O Ministério Público Federal no Pará diz que acionará o governo na Justiça caso o Ibama dê a licença de instalação para o canteiro. Seria a décima ação contra Belo Monte em dez anos.
"Licença fracionada não existe na lei brasileira", diz o procurador Felício Pontes Júnior. "O canteiro é a obra."
Na quarta passada, o MPF enviou ao presidente do Ibama, Abelardo Bayma, recomendação para que não emita licença enquanto não forem cumpridas as condicionantes da licença prévia.
Os técnicos do Ibama, no primeiro parecer, dizem que não é nem possível avaliar se a licença de instalação pode ou não ser fracionada, já que o consórcio não detalhou os potenciais impactos dessa fase do empreendimento.
Das 23 condicionantes cujo atendimento seria necessário para iniciar a instalação, uma havia sido atendida em 5 de outubro. Três estavam "em atendimento" ou "parcialmente atendidas". O consórcio enviou novos documentos para análise. No segundo parecer, mais oito condicionantes aparecem como "em atendimento" ou "parcialmente atendidas". Mas, segundo os analistas, questões fundamentais seguem sem resposta. A principal é o tamanho da população a ser atraída ao canteiro. O contingente adicional tende a causar pressão sobre a frágil infraestrutura urbana local e sobre as florestas. O consórcio estimou no pedido de licença para o canteiro que seriam atraídas 2,39 pessoas por emprego gerado no primeiro ano.

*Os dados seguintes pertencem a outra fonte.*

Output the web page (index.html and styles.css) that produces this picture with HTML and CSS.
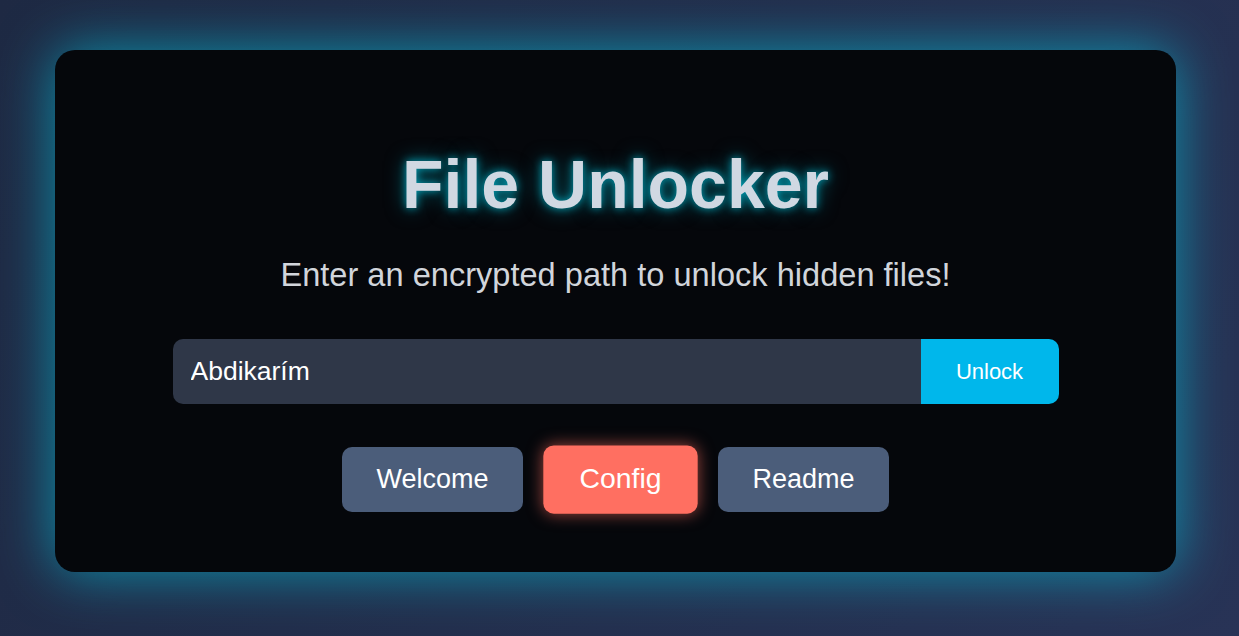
FILE: index.html
```html
<!DOCTYPE html>
<html lang="en">
<head>
    <meta charset="UTF-8">
    <meta name="viewport" content="width=device-width, initial-scale=1.0">
    <title>File Unlocker</title>
    <link rel="stylesheet" href="styles.css">
</head>
<body>
    <main class="card">
        <h1 class="title">File Unlocker</h1>
        <p class="subtitle">Enter an encrypted path to unlock hidden files!</p>

        <form class="unlock-form" onsubmit="return false;">
            <input type="text" class="path-input" value="Abdikarím">
            <button type="submit" class="unlock-btn">Unlock</button>
        </form>

        <div class="file-list">
            <button class="file-btn">Welcome</button>
            <button class="file-btn active">Config</button>
            <button class="file-btn">Readme</button>
        </div>
    </main>
</body>
</html>
```

FILE: styles.css
```css
body {
    font-family: "Liberation Sans", Arial, sans-serif;
    margin: 0;
    padding: 50px 63px 64px 55px;
    min-height: 636px;
    box-sizing: border-box;
    background: linear-gradient(120deg, #1e2943, #283356);
    color: #d1d5db;
}

.card {
    background-color: #05070b;
    border-radius: 20px;
    box-shadow: 0 0 55px rgba(0, 200, 225, 0.65);
    padding: 95px 60px 60px;
    display: flex;
    flex-direction: column;
    align-items: center;
}

.title {
    margin: 0;
    font-size: 68px;
    font-weight: bold;
    color: #d0d8e2;
    text-shadow: 0 0 8px rgba(0, 188, 212, 0.8), 0 0 20px rgba(0, 188, 212, 0.5);
}

.subtitle {
    margin: 33px 0 0;
    font-size: 32.6px;
    color: #d1d5db;
}

.unlock-form {
    display: flex;
    width: 886px;
    margin-top: 45px;
}

.path-input {
    flex: 1;
    height: 65px;
    box-sizing: border-box;
    padding: 0 18px;
    border: none;
    outline: none;
    border-radius: 10px 0 0 10px;
    background-color: #2f3748;
    color: #fff;
    font-family: inherit;
    font-size: 26.5px;
}

.unlock-btn {
    width: 138px;
    border: none;
    border-radius: 0 10px 10px 0;
    background-color: #00b7eb;
    color: #fff;
    font-family: inherit;
    font-size: 22px;
    cursor: pointer;
}

.file-list {
    display: flex;
    gap: 24px;
    margin-top: 43px;
}

.file-btn {
    height: 65px;
    padding: 0 34.5px;
    border: none;
    border-radius: 10px;
    background-color: #4b5d7a;
    color: #fff;
    font-family: inherit;
    font-size: 27px;
    cursor: pointer;
}

.file-btn.active {
    background-color: #ff6f61;
    transform: scale(1.05);
    box-shadow: 0 0 15px rgba(255, 111, 97, 0.6);
}
```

O EIA-Rima da usina, porém, estima 3,86. Além disso, nenhuma ação de ampliação da infraestrutura foi iniciada.
O Ibama ainda não se manifestou oficialmente sobre a licença do canteiro de obras. Bayma afirmou, via assessoria, que só falaria após a conclusão da análise técnica. O presidente da Nesa, Carlos Nascimento, não respondeu a pedidos de entrevista.